Honeywell staff meeting:
Sales director: “This peter2000 guy is becoming a problem. He’s about to discover why the servos burn out. If this gets widely known, our servo revenue will sharply decline.”
Engineer: “We can suggest to Socata to come up with a worthless modification, something like an anti-vibration kit in the panel. This will distract him for sure.”-
Sales director: “Peter2000 has just discovered our secret site in France that generates 50% of our European servo revenue. What should we do?”
Engineer: “I fear we have to admit that our product is faulty. I suggest we do so by getting FAA/EASA to issue an AD on the autopilot but let’s wait until we have a $9999 modification kit ready which just disables the servo-jitter-generator. This should more than offset the lost servo revenue.”
Sales director: “Great, get started, that will be the first R&D effort at Honeywell in over 10 years!”
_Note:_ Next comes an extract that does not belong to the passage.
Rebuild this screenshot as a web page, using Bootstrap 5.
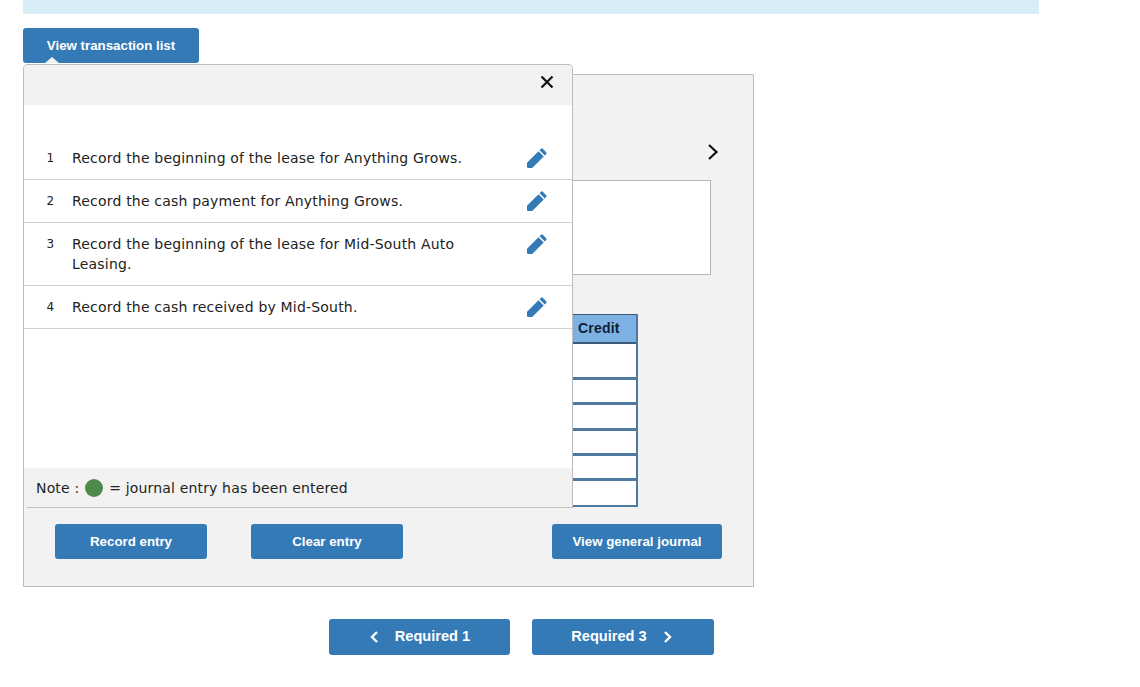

Another example of a probable servo burnout situation
This happens very rarely – probably once every X hours – so is hard to catch on a video. But finally I got it.
I think it is quite possibly related to the servo burnouts but the only way to prove it would be to fly with an oscilloscope (or some kind of high speed data logger) connected to the pitch servo control input.
The altimeter is a KEA130A and I am sure the overall change (50ft) is more than just one increment on it’s encoder.
Could there be a software or other systems explanation?
It doesn’t use the KEA130A output is not used directly for altitude hold. It is used as a reference for flight level or altitude which you can set trough KAS297 or auto pilot depending on which version. This is in 100 Ft incr. The actual sensor used for the altitude hold is inside the autopilot computer. This is also the reason it has a static input.